How Is Cyberbullying Different Than Traditional Bullying

24/7-  Cyberbullying can happen any time day or night.  Although most cyberbullying is accompanied by in-person bullying, it is harder to avoid because it is not something you can remove or avoid.

Anonymously- Cyberbullying can be posted and distributed very quickly to a large audience, and can be hard or impossible to trace. 

Permanent-  Once something has been posted on the internet, it is difficult to have it removed.

By Proxy-  Cyberbulling can be direct, or by proxy.  Anyone can create a profile of the person being targeted to impersonate them and incite others.  Others can then use bullying behavior because they think that the target started the behavior.  It can be used as a means of punishment from parents, other kids, and even other groups.  An example of cyberbullying that involves other groups is when someone posts on hate or sex sites and gives out personal contact information about the target. 

Effects of Cyberbullying

Just like traditional bullying,(You can learn more about traditional bullying) kids who are cyberbullied are more likely to use alcohol and drugs, skip school, experience in-person bullying, are often unwilling to attend school, receive poor grades, have low self-esteem, and have more health problems.[2]

Prevent Cyberbullying

Parents and kids can work together to prevent cyberbulling by keeping lines of communication open. 
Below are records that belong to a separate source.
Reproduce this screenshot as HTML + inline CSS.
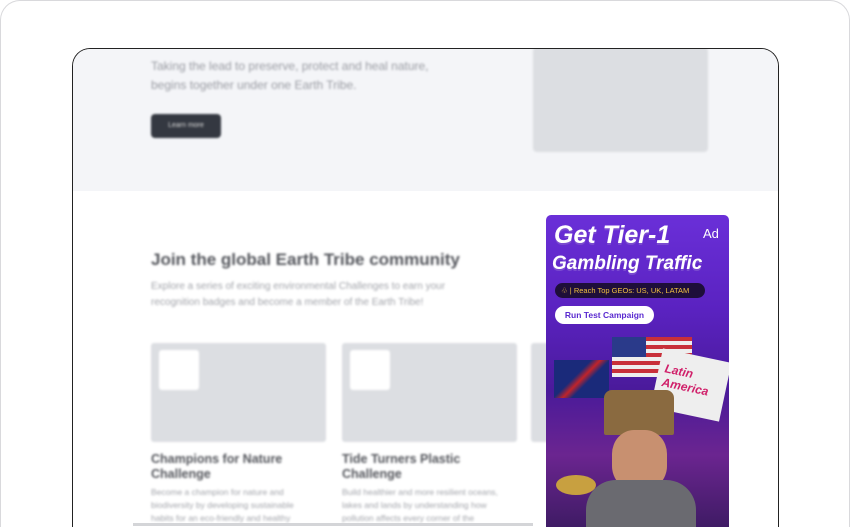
<!DOCTYPE html>
<html><head><style>
*{margin:0;padding:0;box-sizing:border-box}
html,body{width:850px;height:527px;overflow:hidden}
body{background:#fff;font-family:"Liberation Sans",sans-serif;position:relative}
.outer{position:absolute;left:0;top:0;width:850px;height:527px;border:1px solid #d9d9dc;border-bottom:none;border-radius:20px 20px 0 0}
.frame{position:absolute;left:72px;top:48px;width:707px;height:479px;border:1px solid #222;border-bottom:none;border-radius:18px 18px 0 0;overflow:hidden;background:#fff}
.top{position:absolute;left:0;top:0;width:100%;height:142px;background:#f4f5f8}
.blur{filter:blur(1px)}
.t{position:absolute;color:#9a9ca3;font-size:12px;line-height:19px}
.card{position:absolute;top:294px;width:175px;height:99px;background:#dcdee2;border-radius:3px}
.sq{position:absolute;left:8px;top:7px;width:40px;height:40px;background:#fff;border-radius:3px}
.ct{position:absolute;top:403px;font-weight:bold;font-size:12.5px;color:#55575d;line-height:15px}
.cd{position:absolute;top:437px;font-size:8.5px;color:#a3a5ab;line-height:13px}
.ad{position:absolute;left:546px;top:215px;width:183px;height:320px;border-radius:5px;overflow:hidden;background:linear-gradient(180deg,#6a2fd8 0%,#5a22c0 30%,#4a1a9a 55%,#6b2590 75%,#3a1a60 100%)}
</style></head><body>
<div class="outer"></div>
<div class="frame">
 <div class="top"></div>
 <div class="blur">
 <div class="t" style="left:78px;top:8px">Taking the lead to preserve, protect and heal nature,<br>begins together under one Earth Tribe.</div>
 <div style="position:absolute;left:78px;top:65px;width:70px;height:24px;background:#343841;border-radius:4px;color:#ddd;font-size:7px;text-align:center;line-height:24px">Learn more</div>
 <div style="position:absolute;left:460px;top:-2px;width:175px;height:105px;background:#dcdee2;border-radius:4px"></div>
 <div style="position:absolute;left:78px;top:201px;font-size:17px;font-weight:bold;color:#55575d">Join the global Earth Tribe community</div>
 <div class="t" style="left:78px;top:230px;font-size:10px;line-height:16px;color:#a3a5ab">Explore a series of exciting environmental Challenges to earn your<br>recognition badges and become a member of the Earth Tribe!</div>
 <div class="card" style="left:78px"><div class="sq"></div></div>
 <div class="card" style="left:269px"><div class="sq"></div></div>
 <div class="card" style="left:458px;width:20px"></div>
 <div class="ct" style="left:78px">Champions for Nature<br>Challenge</div>
 <div class="ct" style="left:269px">Tide Turners Plastic<br>Challenge</div>
 <div class="cd" style="left:78px">Become a champion for nature and<br>biodiversity by developing sustainable<br>habits for an eco-friendly and healthy</div>
 <div class="cd" style="left:269px">Build healthier and more resilient oceans,<br>lakes and lands by understanding how<br>pollution affects every corner of the</div>
 </div>
 <div style="position:absolute;left:60px;top:474px;width:400px;height:3px;background:#d4d5d8"></div>
</div>
<div class="ad">
 <div style="position:absolute;left:8px;top:6px;font-size:25px;font-weight:bold;font-style:italic;color:#fff;text-shadow:0 2px 0 #7a4ad0">Get Tier-1</div>
 <div style="position:absolute;left:157px;top:11px;font-size:13px;color:#fff">Ad</div>
 <div style="position:absolute;left:6px;top:38px;font-size:19px;font-weight:bold;font-style:italic;color:#fff;text-shadow:0 2px 0 #7a4ad0">Gambling Traffic</div>
 <div style="position:absolute;left:9px;top:68px;width:150px;height:15px;background:#1e0e3a;border-radius:8px;color:#f0c040;font-size:7.5px;line-height:15px;padding-left:6px;white-space:nowrap">♧ | Reach Top GEOs: US, UK, LATAM</div>
 <div style="position:absolute;left:9px;top:91px;width:99px;height:18px;background:#fff;border-radius:9px;color:#5a2ad0;font-size:8.5px;font-weight:bold;line-height:18px;text-align:center">Run Test Campaign</div>
 <div style="position:absolute;left:8px;top:145px;width:55px;height:38px;background:linear-gradient(135deg,#1a2a7a 40%,#c0242a 50%,#1a2a7a 60%)"></div>
 <div style="position:absolute;left:66px;top:122px;width:80px;height:40px;background:repeating-linear-gradient(180deg,#c8303a 0 4px,#eee 4px 8px)"></div>
 <div style="position:absolute;left:66px;top:122px;width:34px;height:20px;background:#2a3a8a"></div>
 <div style="position:absolute;left:110px;top:140px;width:70px;height:60px;background:#eee;transform:rotate(12deg);color:#d0206a;font-weight:bold;font-style:italic;font-size:12px;padding:12px 6px">Latin<br>America</div>
 <div style="position:absolute;left:58px;top:175px;width:70px;height:45px;background:#8a6a40;border-radius:8px 8px 2px 2px"></div>
 <div style="position:absolute;left:66px;top:215px;width:55px;height:60px;background:#c89070;border-radius:40%"></div>
 <div style="position:absolute;left:40px;top:265px;width:110px;height:60px;background:#6a6a70;border-radius:30px 30px 0 0"></div>
 <div style="position:absolute;left:10px;top:260px;width:40px;height:20px;background:#c8a040;border-radius:50%"></div>
</div>
</body></html>
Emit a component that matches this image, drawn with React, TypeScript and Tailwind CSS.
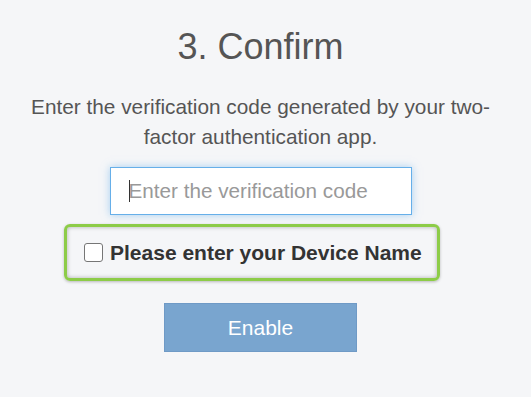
import { FC } from 'react';

const App: FC = () => {
  return (
    <div className="min-h-[397px] w-full bg-[#f5f6f8] font-['Liberation_Sans',Arial,sans-serif]">
      <div className="w-[521px] flex flex-col items-center">
        <h1 className="mt-[27px] text-[36px] leading-[40px] text-[#555]">3. Confirm</h1>
        <p className="mt-[25px] w-[481px] text-center text-[20.8px] leading-[30px] text-[#555]">
          Enter the verification code generated by your two-factor authentication app.
        </p>

        <div className="relative mt-[15px] w-[302px] h-[48px]">
          <input
            type="text"
            placeholder="Enter the verification code"
            className="w-full h-full bg-white border border-[#66afe9] pl-[18px] text-[20.7px] text-[#333] placeholder:text-[#999] outline-none shadow-[0_0_8px_rgba(102,175,233,0.55)]"
          />
          <span className="absolute left-[19px] top-[13px] h-[22px] w-px bg-[#333]" />
        </div>

        <div className="self-start ml-[64px] mt-[9px] w-[376px] h-[57px] rounded-[6px] border-[3px] border-[#8dcc48] flex items-center pl-[17px] gap-[7px] shadow-[0_1px_3px_rgba(0,0,0,0.25),inset_0_0_4px_rgba(0,0,0,0.3)]">
          <span className="w-[19px] h-[19px] rounded-[3px] border-[1.5px] border-[#767676] bg-white" />
          <span className="text-[21px] font-bold text-[#333]">Please enter your Device Name</span>
        </div>

        <button className="mt-[22px] w-[193px] h-[49px] bg-[#79a5cf] border border-[#6f9ac6] text-white text-[21px]">
          Enable
        </button>
      </div>
    </div>
  );
};

export default App;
  • Talk to kids about what cyberbullying is and what to do if they see it.
  • Establish rules about computer use, and keep the computer in an area of the house that has high visibility. 
  • Make rules with regard to device use so that parents are able to view all online activity and texts at any time.  Reassure kids that, as a responsible parent, it is about safety, not invading their privacy.  Installing software to monitor online behavior is helpful, but not as effective as monitoring personally.
  • Know the sites your child visits, who they are with and what they do online.
  • Follow your kids on social media, and get a feel for the web sites they use.
  • Teach kids about online safety, such as what to post and how someone may perceive their posts and activities.  Only “friend” real friends.  Teach them how to know who can see and how to control who can see their posts and activities.  Never share user-names, passwords, or location on any web sites.

What To Do If You See Cyberbullying

  • Never respond to or forward cyberbullying, but do keep any evidence of cyberbullying.  Be sure to capture dates, times, and descriptions of cyberbullying by printing screenshots, email or text messages.  You can use this record to report to the proper channels.
  • Block the person doing the cyberbullying.
  • Look for terms of service for the media, and follow their instruction for reporting so that they can take action.
  • Report cyberbullying to law enforcement whenever there are threats of violence, child pornography, or explicit messages or photos, stalking, or hate crimes, or if a picture is posted of someone in a place that they would expect to be private.
  • Let schools know about the bullying.  Often times, schools cannot take action directly, but they can help by being aware of the situation.   Also, some states require that schools have anti-bullying policies included in the schools handbooks so that it is contractual, and they can take action. 
  • Counseling can help both parents and kids with the stress of cyberbullying.

[1] "Student Victimization in Schools." National Center for Education Statistics (NCES) Home Page, a part of the U.S. Department of Education. Institute of Education Sciences, Nov. 2011. Web. 4 Aug. 2013.

[2] "What is Cyberbullying |" Home | N.p., n.d. Web. 4 Aug. 2013.